One thing the Final Four has taught me is that as important as sports are to our social fabric, as much money as it brings to the NCAA and CBS, and as many office pools as it generates worldwide, one thing you can't measure is the impact of true friendship that is shared through common sports experiences.
You find as you get older the memories and friendships you make in college grow deeper with every passing year. You yearn for those days in the sun of your youth only to realize life gets interrupted with work responsibilities and the routine of every day life.
As the great Ferris Bueller said in 1986: "Life moves pretty fast sometimes. If you don't stop and look around, you might miss it."
In a few hours Paul, Meg, Eli, Ryan and me will all get in the car and drive a few miles away to Reliant Stadium. There we will see if Connecticut can win its third national title or whether the upstart Butler Bulldogs will pull off another upset of a powerhouse basketball program.

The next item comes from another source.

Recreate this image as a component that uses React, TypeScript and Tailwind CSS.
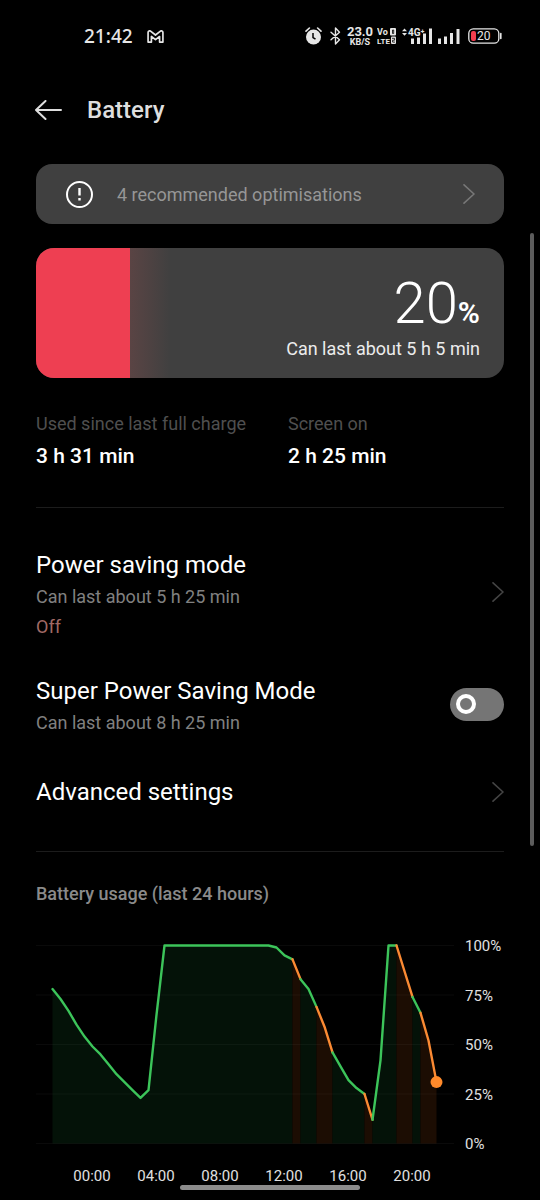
import { useState } from "react";

// battery level every half hour, starting at 21:30 the day before
const LEVELS = [
  78, 73, 67, 60, 54, 49, 45, 40, 35, 31, 27, 23, 27, 65,
  100, 100, 100, 100, 100, 100, 100, 100, 100, 100, 100, 100, 100, 100,
  99, 95, 93, 83, 78, 69, 59, 46, 39, 32, 28, 25, 12, 42, 100, 100,
  87, 74, 66, 52, 31,
];

const SEGMENTS = [
  { from: 0, to: 30, heavy: false },
  { from: 30, to: 31, heavy: true },
  { from: 31, to: 33, heavy: false },
  { from: 33, to: 35, heavy: true },
  { from: 35, to: 39, heavy: false },
  { from: 39, to: 40, heavy: true },
  { from: 40, to: 43, heavy: false },
  { from: 43, to: 45, heavy: true },
  { from: 45, to: 46, heavy: false },
  { from: 46, to: 48, heavy: true },
];

const HOURS = ["00:00", "04:00", "08:00", "12:00", "16:00", "20:00"];
const PERCENTS = [100, 75, 50, 25, 0];

const px = (i: number) => 16.5 + i * 8;
const py = (level: number) => 9.5 + (100 - level) * 1.98;

function Chevron({ className }: { className?: string }) {
  return (
    <svg width="12" height="20" viewBox="0 0 12 20" fill="none" stroke="currentColor" strokeWidth="1.6" strokeLinecap="round" strokeLinejoin="round" className={className} aria-hidden="true">
      <path d="M1 .8 11 10 1 19.2" />
    </svg>
  );
}

function StatusBar() {
  return (
    <div className="flex h-18 items-center justify-between pl-21 pr-[38px] text-[#e6e6e6]">
      <div className="flex items-center gap-3.5">
        <span className="font-['Noto_Sans',sans-serif] text-[19px] leading-6 font-medium">21:42</span>
        <svg width="17" height="13" viewBox="0 0 18 14" fill="none" stroke="currentColor" strokeWidth="1.8" strokeLinejoin="round" aria-label="Gmail">
          <path d="M1 13V2.6C1 1 2.8.4 4 1.4l5 4 5-4c1.2-1 3-.4 3 1.2V13h-3.600V7L9 10.400 4.600 7v6Z" />
        </svg>
      </div>

      <div className="flex items-center">
        <svg width="17" height="18" viewBox="0 0 17 18" className="mr-2" aria-label="Alarm">
          <circle cx="8.5" cy="10" r="7.5" fill="currentColor" />
          <path d="M1 4.200 4.400 1M16 4.200 12.600 1" stroke="currentColor" strokeWidth="1.6" strokeLinecap="round" />
          <path d="M8 6v4.500l2.500 1.700" stroke="#000" strokeWidth="1.5" fill="none" />
        </svg>
        <svg width="11" height="18" viewBox="0 0 11 18" fill="none" stroke="currentColor" strokeWidth="1.4" strokeLinejoin="round" strokeLinecap="round" className="mr-1.5" aria-label="Bluetooth">
          <path d="m1 5.200 8.500 7.500L5.500 17V1l4 4.300L1 12.800" />
        </svg>
        <div className="mr-1 flex w-[26px] flex-col items-center font-['Roboto',sans-serif] font-bold">
          <span className="text-[13px] leading-3">23.0</span>
          <span className="text-[9px] leading-2">KB/S</span>
        </div>
        <svg width="19" height="20" viewBox="0 -2 19 20" className="mr-1.5" fill="currentColor" fontFamily="Roboto, sans-serif" fontWeight="700" aria-label="VoLTE 2">
          <text x="0" y="7" fontSize="9">Vo</text>
          <text x="0" y="16" fontSize="8">LTE</text>
          <rect x="13" y="0" width="6" height="7.5" rx="1" />
          <rect x="14" y="8.5" width="5" height="7.5" rx="1" />
          <path d="M15.500 2v3.500h1.200V2Z" fill="none" stroke="#000" strokeWidth=".8" />
          <path d="M15 10.300h2.600v1.900h-2v1.900h2.400" fill="none" stroke="#000" strokeWidth=".8" />
        </svg>
        <svg width="30" height="20" viewBox="0 -2 30 20" className="mr-1.5" fill="currentColor" aria-label="4G signal">
          <path d="M0 3.200 2.500.5 5 3.200ZM0 5l2.500 2.700L5 5Z" />
          <text x="6" y="8" fontSize="10" fontFamily="Roboto, sans-serif" fontWeight="700">4G⁺</text>
          <path d="M9 10.500h3V16H9ZM15 9.500h3V16h-3ZM21 5.500h3V16h-3ZM27 .5h3V16h-3Z" />
        </svg>
        <svg width="22" height="16" viewBox="0 0 22 16" className="mr-2" fill="currentColor" aria-label="Signal">
          <path d="M0 10.500h3V16H0ZM6 8.500h3V16H6ZM12 5h3v11h-3ZM18.500 1h3v15h-3Z" />
        </svg>
        <svg width="34" height="16" viewBox="0 0 34 16" aria-label="Battery 20%">
          <rect x=".8" y=".8" width="30" height="14.4" rx="4.5" fill="none" stroke="currentColor" strokeWidth="1.3" />
          <path d="M32.800 5.500v5" stroke="currentColor" strokeWidth="1.6" strokeLinecap="round" />
          <rect x="3" y="3" width="5" height="10" rx="2" fill="#f03e50" />
          <text x="9" y="12.3" fontSize="12" fontFamily="Roboto, sans-serif" fontWeight="400" fill="currentColor">20</text>
        </svg>
      </div>
    </div>
  );
}

function UsageChart() {
  const last = LEVELS.length - 1;

  return (
    <div className="mt-7 flex">
      <div className="min-w-0 flex-1">
        <svg viewBox="0 0 418 218" className="block w-full" role="img" aria-label="Battery level over the last 24 hours">
          {SEGMENTS.map((s) => {
            const points = LEVELS.slice(s.from, s.to + 1).map((level, i) => `${px(s.from + i)} ${py(level)}`);
            return (
              <path
                key={s.from}
                d={`M${px(s.from)} ${py(0)}L${points.join("L")}V${py(0)}Z`}
                fill={s.heavy ? "#1c0d03" : "#041208"}
              />
            );
          })}
          {PERCENTS.map((p) => (
            <path key={p} d={`M0 ${py(p)}H418`} stroke="#fff" strokeOpacity=".04" strokeWidth="1" />
          ))}
          {SEGMENTS.map((s) => {
            const points = LEVELS.slice(s.from, s.to + 1).map((level, i) => `${px(s.from + i)} ${py(level)}`);
            return (
              <path
                key={s.from}
                d={`M${points.join("L")}`}
                fill="none"
                stroke={s.heavy ? "#fb8a33" : "#3cc45a"}
                strokeWidth="2.4"
                strokeLinecap="round"
                strokeLinejoin="round"
              />
            );
          })}
          <circle cx={px(last)} cy={py(LEVELS[last])} r="6" fill="#ff8a2b" />
        </svg>
        <div className="mt-3 grid grid-cols-6 pr-2.5 pl-6 text-center text-[15px] leading-5 text-[#e0e0e0]">
          {HOURS.map((h) => (
            <span key={h}>{h}</span>
          ))}
        </div>
      </div>
      <div className="flex w-[50px] flex-col justify-between pb-8 pl-[11px] text-[15px] leading-5 text-[#e0e0e0]">
        {PERCENTS.map((p) => (
          <span key={p}>{p}%</span>
        ))}
      </div>
    </div>
  );
}

export default function App() {
  const [superSaving, setSuperSaving] = useState(false);

  return (
    <div className="relative min-h-screen bg-black pb-3.5 font-['Roboto',sans-serif] text-white">
      <StatusBar />

      <header className="flex h-19 items-center gap-6 px-[35px]">
        <button type="button" aria-label="Back" className="text-[#dedede]">
          <svg width="28" height="20" viewBox="0 0 28 20" fill="none" stroke="currentColor" strokeWidth="2" strokeLinecap="round" strokeLinejoin="round">
            <path d="M10.500 1 1 10l9.500 9M1 10h25" />
          </svg>
        </button>
        <h1 className="text-2xl font-medium text-[#dedede]">Battery</h1>
      </header>

      <main className="px-9 pt-4">
        <button type="button" className="flex h-15 w-full items-center rounded-2xl bg-[#404040] pr-[29px] pl-[30px]">
          <svg width="27" height="27" viewBox="0 0 27 27" fill="none" stroke="#fff" strokeWidth="2" aria-hidden="true">
            <circle cx="13.5" cy="13.5" r="12.5" />
            <path d="M13.500 7v7.500M13.500 17v2.500" strokeWidth="2.4" />
          </svg>
          <span className="ml-6 flex-1 pt-0.5 text-left text-lg text-[#969696]">4 recommended optimisations</span>
          <Chevron className="text-[#777]" />
        </button>

        <section className="mt-6 flex h-[130px] overflow-hidden rounded-[18px] bg-[#404040]">
          <div className="w-1/5 bg-[#ee3f52]" />
          <div className="w-10 bg-linear-to-r from-[#5a4444] to-[#404040]" />
          <div className="flex flex-1 flex-col items-end pt-6 pr-6">
            <p className="flex items-baseline">
              <span className="text-[58px] leading-[62px] font-light">20</span>
              <span className="text-[30px] leading-8 font-semibold">%</span>
            </p>
            <p className="text-lg leading-[30px] text-[#ececec]">Can last about 5 h 5 min</p>
          </div>
        </section>

        <dl className="mt-8 grid grid-cols-2 gap-x-9">
          <div>
            <dt className="text-lg leading-7 text-[#4f4f4f]">Used since last full charge</dt>
            <dd className="mt-1 text-[21px] leading-7 font-medium">3 h 31 min</dd>
          </div>
          <div>
            <dt className="text-lg leading-7 text-[#4f4f4f]">Screen on</dt>
            <dd className="mt-1 text-[21px] leading-7 font-medium">2 h 25 min</dd>
          </div>
        </dl>

        <hr className="mt-[37px] border-[#1c1c1c]" />

        <button type="button" className="mt-[41px] flex w-full items-center justify-between text-left">
          <span>
            <span className="block text-2xl leading-8">Power saving mode</span>
            <span className="block text-lg leading-8 text-[#808080]">Can last about 5 h 25 min</span>
            <span className="block text-lg leading-7 text-[#a06a66]">Off</span>
          </span>
          <Chevron className="mb-1.5 text-[#444]" />
        </button>

        <label className="mt-[34px] flex items-center justify-between">
          <span>
            <span className="block text-2xl leading-8">Super Power Saving Mode</span>
            <span className="block text-lg leading-8 text-[#808080]">Can last about 8 h 25 min</span>
          </span>
          <input
            type="checkbox"
            role="switch"
            checked={superSaving}
            onChange={(e) => setSuperSaving(e.target.checked)}
            className="mb-1.5 flex h-[33px] w-[54px] appearance-none items-center rounded-full bg-[#757575] px-1.5 before:size-5 before:rounded-full before:border-4 before:border-white checked:justify-end checked:bg-[#3cc45a]"
          />
        </label>

        <button type="button" className="mt-[37px] flex w-full items-center justify-between text-left text-2xl leading-8">
          Advanced settings
          <Chevron className="text-[#444]" />
        </button>

        <hr className="mt-[43px] border-[#1c1c1c]" />

        <section>
          <h2 className="mt-7 text-lg leading-7 font-medium text-[#8a8a8a]">Battery usage (last 24 hours)</h2>
          <UsageChart />
        </section>
      </main>

      <div className="absolute top-[233px] right-1.5 h-[613px] w-1 rounded-full bg-[#5c5c5c]" />
      <div className="absolute inset-x-0 bottom-2.5 mx-auto h-[5px] w-1/3 rounded-full bg-[#8c8c8c]" />
    </div>
  );
}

Regardless of the outcome or whether the game can match the one for the ages we witnessed firsthand in Kemper Arena 23 years ago, we will certainly enjoy sharing our experience with his wonderful family.
Friendships are the stuff life is made of and tonight will be a memory his children will hopefully share with their children someday, too.
And, hopefull it won't take another 23 years for us to all get together and celebrate our love and friendship for one another.
My daughter Lucy's Chinese homeland has a word called "Guanxi" which loosely means the glue that holds families together through lifes' common experiences.
I am glad the the "glue" that has held Paul and my friendship together only grows stronger every year and is one we now share with our families.